3.6% Inflation Explained: Why South Africa’s Price Rise Isn’t Bad

When South Africa’s inflation rate nudges higher, the instinctive reaction is concern. Rising prices are felt immediately in households, especially where budgets are already stretched.

But as Francis Herd explains in this episode of Number of the Day, context matters.

South Africa’s latest inflation reading sits at 3.6%, slightly higher than previous months but still comfortably within the range economists consider healthy. Inflation measures how quickly prices rise over time; not whether prices are high or low in absolute terms.

In fact, inflation that is too low can be just as problematic as inflation that is too high.
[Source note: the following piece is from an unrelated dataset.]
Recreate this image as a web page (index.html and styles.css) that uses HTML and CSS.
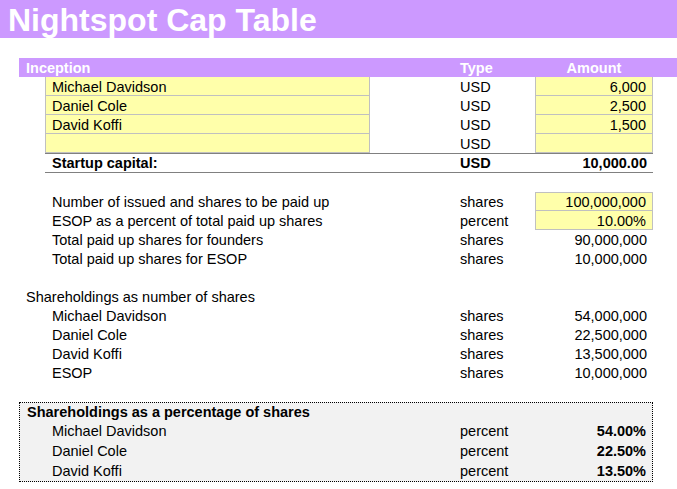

Economies function best when prices rise gradually, allowing wages, spending, and investment to adjust in a predictable way. That’s why inflation around 3% is often seen as a sweet spot.

The episode also highlights why headline inflation doesn’t tell the whole story. Food inflation, in particular, has a disproportionate impact on poorer households, which spend a larger share of their income on groceries. Even modest increases can therefore feel severe for many South Africans.

Finally, the discussion turns to interest rates. Stable and relatively low inflation gives the South African Reserve Bank greater flexibility. While no decisions are guaranteed, inflation at current levels keeps the door open for potential rate cuts later in the year.

The number of the day is 3.6%; a reminder that not every increase signals trouble, and that understanding the numbers matters as much as feeling their effects.